Maintaining WSUS and SCCM SUP correctly is an essential task
in every SCCM environment. There are great guides on declining superseded
updates, maintaining SUP, re-indexing SUSDB out there on web.
There could be scenarios where you need to bring back declined/deleted
update/s back to SCCM and deploy. Below are the steps that you need to follow
in such a scenario.
1. Let’s assume you declined updates and cleaned up SUSDB
longtime back so the particular update is not visible even on WSUS console. To check that, open WSUS console and search for the update.
If it’s not there, you need to import that from Windows Update Catalog. If the update is visible in WSUS console, go to step 5.
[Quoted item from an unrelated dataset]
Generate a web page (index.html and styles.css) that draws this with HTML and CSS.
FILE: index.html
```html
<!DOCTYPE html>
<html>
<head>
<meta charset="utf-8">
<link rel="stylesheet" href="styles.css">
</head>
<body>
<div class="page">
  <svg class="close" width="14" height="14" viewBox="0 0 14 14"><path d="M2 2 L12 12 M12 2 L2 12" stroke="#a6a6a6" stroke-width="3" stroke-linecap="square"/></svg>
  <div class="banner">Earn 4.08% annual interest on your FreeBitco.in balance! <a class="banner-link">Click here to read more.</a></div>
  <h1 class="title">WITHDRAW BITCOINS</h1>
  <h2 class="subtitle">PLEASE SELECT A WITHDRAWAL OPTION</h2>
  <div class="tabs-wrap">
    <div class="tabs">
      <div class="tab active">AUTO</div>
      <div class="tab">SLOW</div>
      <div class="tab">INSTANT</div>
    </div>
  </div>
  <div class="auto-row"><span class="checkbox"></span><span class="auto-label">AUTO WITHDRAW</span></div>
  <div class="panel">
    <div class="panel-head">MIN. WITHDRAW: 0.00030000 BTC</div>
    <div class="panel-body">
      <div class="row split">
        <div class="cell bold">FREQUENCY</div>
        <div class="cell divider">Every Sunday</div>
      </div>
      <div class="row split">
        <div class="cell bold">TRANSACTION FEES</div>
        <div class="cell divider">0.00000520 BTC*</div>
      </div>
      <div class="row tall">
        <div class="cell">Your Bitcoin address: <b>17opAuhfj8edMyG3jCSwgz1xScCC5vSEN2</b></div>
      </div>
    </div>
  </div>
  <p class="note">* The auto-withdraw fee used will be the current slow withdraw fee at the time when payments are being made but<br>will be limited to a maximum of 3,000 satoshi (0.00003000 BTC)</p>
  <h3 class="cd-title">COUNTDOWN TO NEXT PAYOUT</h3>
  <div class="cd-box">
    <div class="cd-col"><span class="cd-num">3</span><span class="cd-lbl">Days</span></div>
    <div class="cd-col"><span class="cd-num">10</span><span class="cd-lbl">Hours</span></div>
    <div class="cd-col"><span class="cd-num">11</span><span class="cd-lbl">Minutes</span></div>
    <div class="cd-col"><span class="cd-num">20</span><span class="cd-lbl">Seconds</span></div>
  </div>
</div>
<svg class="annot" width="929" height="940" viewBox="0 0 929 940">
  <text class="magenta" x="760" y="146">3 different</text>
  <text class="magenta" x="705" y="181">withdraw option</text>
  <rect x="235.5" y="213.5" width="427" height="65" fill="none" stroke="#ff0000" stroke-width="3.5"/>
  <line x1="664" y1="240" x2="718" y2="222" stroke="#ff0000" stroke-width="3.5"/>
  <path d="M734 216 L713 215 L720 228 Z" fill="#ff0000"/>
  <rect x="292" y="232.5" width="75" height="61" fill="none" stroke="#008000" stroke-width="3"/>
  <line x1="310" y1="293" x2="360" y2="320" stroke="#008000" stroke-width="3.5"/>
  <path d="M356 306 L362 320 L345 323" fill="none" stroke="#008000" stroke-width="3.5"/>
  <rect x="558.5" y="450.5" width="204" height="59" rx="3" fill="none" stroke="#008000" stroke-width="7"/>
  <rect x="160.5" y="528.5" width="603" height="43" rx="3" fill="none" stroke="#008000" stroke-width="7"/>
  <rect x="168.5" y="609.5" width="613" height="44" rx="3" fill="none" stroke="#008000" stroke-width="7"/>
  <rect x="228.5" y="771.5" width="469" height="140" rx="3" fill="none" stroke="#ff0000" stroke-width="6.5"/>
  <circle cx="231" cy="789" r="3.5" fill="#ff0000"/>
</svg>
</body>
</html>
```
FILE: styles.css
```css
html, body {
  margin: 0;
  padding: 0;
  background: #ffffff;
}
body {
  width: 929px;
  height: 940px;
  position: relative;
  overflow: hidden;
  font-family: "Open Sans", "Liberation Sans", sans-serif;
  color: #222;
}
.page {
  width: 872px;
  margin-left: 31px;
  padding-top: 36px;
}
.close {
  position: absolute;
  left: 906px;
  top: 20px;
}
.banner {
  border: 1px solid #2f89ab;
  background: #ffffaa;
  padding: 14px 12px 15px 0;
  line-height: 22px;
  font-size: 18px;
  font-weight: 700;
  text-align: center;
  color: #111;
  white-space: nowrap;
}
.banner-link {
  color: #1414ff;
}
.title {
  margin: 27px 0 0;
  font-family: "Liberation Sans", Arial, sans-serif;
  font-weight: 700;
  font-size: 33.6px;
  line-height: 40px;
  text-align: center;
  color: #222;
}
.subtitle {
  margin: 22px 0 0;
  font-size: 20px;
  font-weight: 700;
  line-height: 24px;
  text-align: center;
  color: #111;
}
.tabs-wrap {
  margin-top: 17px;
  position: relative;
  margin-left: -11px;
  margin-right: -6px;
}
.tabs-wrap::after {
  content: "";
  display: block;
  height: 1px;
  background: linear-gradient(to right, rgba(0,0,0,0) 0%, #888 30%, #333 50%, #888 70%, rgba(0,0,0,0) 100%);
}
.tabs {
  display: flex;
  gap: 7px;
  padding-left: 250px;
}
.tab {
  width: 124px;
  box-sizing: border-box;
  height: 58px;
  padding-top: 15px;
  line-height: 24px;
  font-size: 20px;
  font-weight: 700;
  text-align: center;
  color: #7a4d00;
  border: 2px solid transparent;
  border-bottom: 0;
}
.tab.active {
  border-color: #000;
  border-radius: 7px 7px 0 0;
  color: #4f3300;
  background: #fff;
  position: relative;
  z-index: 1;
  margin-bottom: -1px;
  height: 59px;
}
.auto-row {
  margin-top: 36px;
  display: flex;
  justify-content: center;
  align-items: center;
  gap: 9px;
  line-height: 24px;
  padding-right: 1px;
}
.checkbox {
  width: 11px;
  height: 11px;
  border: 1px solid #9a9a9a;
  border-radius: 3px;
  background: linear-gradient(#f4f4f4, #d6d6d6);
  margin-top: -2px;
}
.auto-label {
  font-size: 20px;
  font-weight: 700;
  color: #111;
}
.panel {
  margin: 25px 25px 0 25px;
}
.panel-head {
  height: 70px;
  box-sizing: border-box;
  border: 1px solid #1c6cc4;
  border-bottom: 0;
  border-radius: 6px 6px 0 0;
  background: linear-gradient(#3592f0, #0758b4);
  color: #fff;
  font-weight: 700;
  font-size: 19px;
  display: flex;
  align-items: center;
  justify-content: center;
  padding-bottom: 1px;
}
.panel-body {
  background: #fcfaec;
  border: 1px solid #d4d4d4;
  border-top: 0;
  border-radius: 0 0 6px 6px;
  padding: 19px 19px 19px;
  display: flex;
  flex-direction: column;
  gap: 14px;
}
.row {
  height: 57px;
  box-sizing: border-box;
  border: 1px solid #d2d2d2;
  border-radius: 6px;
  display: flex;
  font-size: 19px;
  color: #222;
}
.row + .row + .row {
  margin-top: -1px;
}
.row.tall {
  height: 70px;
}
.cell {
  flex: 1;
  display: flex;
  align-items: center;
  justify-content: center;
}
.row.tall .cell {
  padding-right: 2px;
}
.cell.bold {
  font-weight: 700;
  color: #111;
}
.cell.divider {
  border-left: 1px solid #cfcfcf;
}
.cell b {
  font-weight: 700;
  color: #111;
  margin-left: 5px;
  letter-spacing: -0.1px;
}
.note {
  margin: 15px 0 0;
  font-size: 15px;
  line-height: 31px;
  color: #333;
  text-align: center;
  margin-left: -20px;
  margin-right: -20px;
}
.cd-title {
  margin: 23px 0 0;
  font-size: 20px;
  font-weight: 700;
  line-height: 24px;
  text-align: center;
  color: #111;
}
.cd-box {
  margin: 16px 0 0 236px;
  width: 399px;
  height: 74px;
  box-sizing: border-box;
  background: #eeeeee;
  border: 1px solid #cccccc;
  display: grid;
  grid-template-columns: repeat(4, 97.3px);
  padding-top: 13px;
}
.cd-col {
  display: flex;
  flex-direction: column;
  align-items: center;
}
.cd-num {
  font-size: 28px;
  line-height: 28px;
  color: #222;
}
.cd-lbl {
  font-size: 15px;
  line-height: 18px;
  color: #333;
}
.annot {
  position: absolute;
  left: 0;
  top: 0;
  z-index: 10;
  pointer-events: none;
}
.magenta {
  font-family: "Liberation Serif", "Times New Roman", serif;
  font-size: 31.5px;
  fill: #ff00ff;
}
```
2. Click on “Import updates…” under Actions on WSUS Console.
This will open Windows Update Catalog. Search for the KB number you want. Then
Add the updates to your basket. Click on View Basket when you add the required
updates.
3. In basket, there is an option to Import the update directly
to WSUS.
If you don’t see the Import to WSUS option, make sure to
change the protocol in the end of the URL to 1.8 when you open Windows Update
Catalog through WSUS. Default it will open with 1.20. Then you will get the
option to import directly to WSUS. Import the update to WSUS.
After you import the updates to WSUS, search for the update.
Now it’s visible in WSUS.
5. Next place the updates in unapproved mode in WSUS.
Close the approval window.
6. Now you have to run a full SUP sync from the SCCM console. Running
manual sync will only do a delta sync and the update you just configured in
WSUS may not appear. To run a full sync, you have to wait till a scheduled sync
happen. Or else you can modify SUP Properties; this will also initiate a full
SUP sync.
For that, rather than doing a big change like adding or
removing an update classification or product, the easiest method is doing a
little modification to the Sync Schedule. Since SUP properties have changed
now, you can initiate a manual full sync.
7. If the update which you need to restore is released long
time back, it will not come back to SCCM because of the Supersedence Rules
configured in SUP Properties. So you might need to modify the "Months before
wait…" to a time before the update is expired.
Since the update that I want to restore is release on March
2017, I modified the setting to 18 months.
Run a sync again. You can see the update back in SCCM.
If you check wsyncmgr.log it displays items updated in SMS
database and content version is updated.
8. Once you finished deploying the update, change the Supercedence
Rules to default value in SUP Properties.